Publié le Mercredi 14 septembre 2022 à 12h15.

Arrête-toi !, de Makan Kebe (avec Amanda Jacquel)

Préface d’Assa Traoré, éditions Premiers Matins De Novembre, 232 pages, 15 euros.

Écrire pour expliquer et dénoncer, pour soigner, pour se défendre et construire. Le livre de Makan Kebe avec Amanda Jacquel prend place dans l’histoire des luttes contre les violences d’État comme un fil tendu entre nos résistances et nos espoirs. Makan Kebe avance sur ce fil comme le funambule dont il peint la métaphore au long de l’ouvrage.

Les effets des violences d’État décortiqués

À partir des brutalités policières subies en juin 2013 par sa mère, son frère et lui-même lors d’une opération à Villemonble (93) où il est pris pour un autre par les forces de l’ordre, il décrit d’autres violences, presque toujours invisibilisées : les profondes implications qui frappent la communauté des proches et les victimes elles-mêmes lorsqu’elles ont survécu, au moment de la catastrophe et pendant les années qui la prolongent.

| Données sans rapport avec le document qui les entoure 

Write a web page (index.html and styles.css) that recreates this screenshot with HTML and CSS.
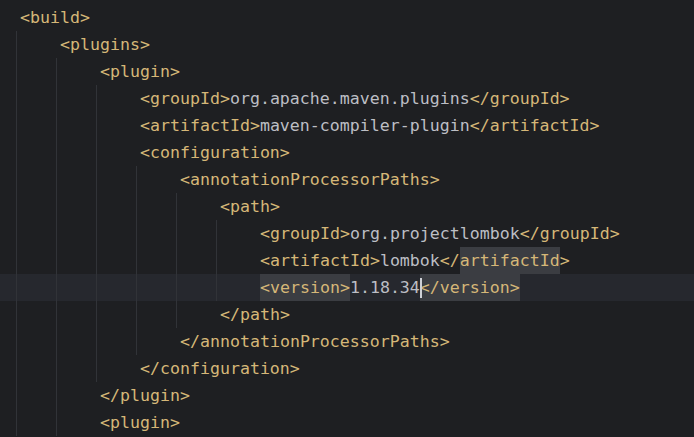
FILE: index.html
```html
<!DOCTYPE html>
<html lang="en">
<head>
    <meta charset="UTF-8">
    <meta name="viewport" content="width=device-width, initial-scale=1.0">
    <title>pom.xml</title>
    <link rel="stylesheet" href="styles.css">
</head>
<body>
    <div class="editor">
        <div class="line"><span class="code"><span class="tag">&lt;build&gt;</span></span></div>
        <div class="line"><span class="g"></span><span class="code"><span class="tag">&lt;plugins&gt;</span></span></div>
        <div class="line"><span class="g"></span><span class="g"></span><span class="code"><span class="tag">&lt;plugin&gt;</span></span></div>
        <div class="line"><span class="g"></span><span class="g"></span><span class="g"></span><span class="code"><span class="tag">&lt;groupId&gt;</span>org.apache.maven.plugins<span class="tag">&lt;/groupId&gt;</span></span></div>
        <div class="line"><span class="g"></span><span class="g"></span><span class="g"></span><span class="code"><span class="tag">&lt;artifactId&gt;</span>maven-compiler-plugin<span class="tag">&lt;/artifactId&gt;</span></span></div>
        <div class="line"><span class="g"></span><span class="g"></span><span class="g"></span><span class="code"><span class="tag">&lt;configuration&gt;</span></span></div>
        <div class="line"><span class="g"></span><span class="g"></span><span class="g"></span><span class="g"></span><span class="code"><span class="tag">&lt;annotationProcessorPaths&gt;</span></span></div>
        <div class="line"><span class="g"></span><span class="g"></span><span class="g"></span><span class="g"></span><span class="g"></span><span class="code"><span class="tag">&lt;path&gt;</span></span></div>
        <div class="line"><span class="g"></span><span class="g"></span><span class="g"></span><span class="g"></span><span class="g"></span><span class="g"></span><span class="code"><span class="tag">&lt;groupId&gt;</span>org.projectlombok<span class="tag">&lt;/groupId&gt;</span></span></div>
        <div class="line"><span class="g"></span><span class="g"></span><span class="g"></span><span class="g"></span><span class="g"></span><span class="g"></span><span class="code"><span class="tag">&lt;artifactId&gt;</span>lombok<span class="tag">&lt;/<span class="mark">artifactId</span>&gt;</span></span></div>
        <div class="line current"><span class="g"></span><span class="g"></span><span class="g"></span><span class="g"></span><span class="g"></span><span class="g"></span><span class="code"><span class="tag mark">&lt;version&gt;</span>1.18.34<span class="caret"></span><span class="tag mark">&lt;/version&gt;</span></span></div>
        <div class="line"><span class="g"></span><span class="g"></span><span class="g"></span><span class="g"></span><span class="g"></span><span class="code"><span class="tag">&lt;/path&gt;</span></span></div>
        <div class="line"><span class="g"></span><span class="g"></span><span class="g"></span><span class="g"></span><span class="code"><span class="tag">&lt;/annotationProcessorPaths&gt;</span></span></div>
        <div class="line"><span class="g"></span><span class="g"></span><span class="g"></span><span class="code"><span class="tag">&lt;/configuration&gt;</span></span></div>
        <div class="line"><span class="g"></span><span class="g"></span><span class="code"><span class="tag">&lt;/plugin&gt;</span></span></div>
        <div class="line"><span class="g"></span><span class="g"></span><span class="code"><span class="tag">&lt;plugin&gt;</span></span></div>
    </div>
</body>
</html>
```

FILE: styles.css
```css
* {
    box-sizing: border-box;
    margin: 0;
    padding: 0;
}
html, body {
    background-color: #1e1f22;
    height: 100%;
    overflow: hidden;
}
.editor {
    padding-top: 4px;
    font-family: "DejaVu Sans Mono", monospace;
    font-size: 16.6px;
    color: #bcbec4;
}
.line {
    display: flex;
    height: 27px;
    line-height: 27px;
    padding-left: 16px;
    white-space: pre;
}
.line.current {
    background-color: #26282e;
}
.g {
    flex: none;
    width: 40px;
    height: 27px;
    border-left: 1px solid #313338;
}
.code {
    margin-left: 4px;
    display: flex;
    align-items: center;
    height: 27px;
}
.tag {
    color: #d5b778;
}
.mark {
    background-color: #3b3d42;
    display: inline-block;
    height: 27px;
}
.caret {
    display: inline-block;
    width: 2px;
    height: 20px;
    margin-right: -2px;
    background-color: #ced0d6;
    position: relative;
    z-index: 1;
}
```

Hospitalisations, incarcérations, judiciarisation, médiatisation... Ce livre décrit les violences institutionnelles, symboliques et bien réelles qui continuent de marquer les corps et les psychismes au cours des longues années de lutte et sur le chemin difficile de la reconstruction collective.

Accompagné de photos des collectifs Œil et La Meute, il est la trace d’une époque dans l’histoire de ces luttes, où les survivantEs, à l’heure de la construction d’un large mouvement d’entraide face aux violences d’État, se relèvent aussi en prenant la plume et se rétablissent comme « auteurs » de leurs propres histoires. Ce sont les mots d’Assa Traoré, qui elle aussi écrit au cœur du combat et qui a préfacé le livre. Elle y rend hommage au rôle central des mères dans les quartiers populaires et dans les combats pour l’émancipation.

Arrête-toi ! décortique aussi la manière dont les violences d’État participent à tenter d’arrêter les parcours de vie, personnels et collectifs, ainsi que les espoirs de transformation dans les quartiers ségrégués de la France contemporaine.

Ce livre est aussi une analyse critique sur les partitions qu’engendrent les systèmes de domination dans nos chairs et nos personnalités. Il met des mots sur la manière dont les violences d’État colonisent jusqu’à l’intérieur des corps, comme l’explique Assa Traoré au sujet de Fatouma Kebe, la mère de Makan, qui a perdu un œil puis sa santé et enfin sa vie dans cette histoire. Les mots d’Amanda Jacquel et de Makan Kebe sont des boucliers et des remparts, des pansements et des abris où se régénérer et faire corps « tous autant que nous sommes », selon les mots d’Assa Traoré. Alors que les violences d’État « percutent l’intime au quotidien » comme l’écrit Makan Kebe, Arrête-toi ! participe à la reprise en main du récit par les dominéEs elles et eux-mêmes.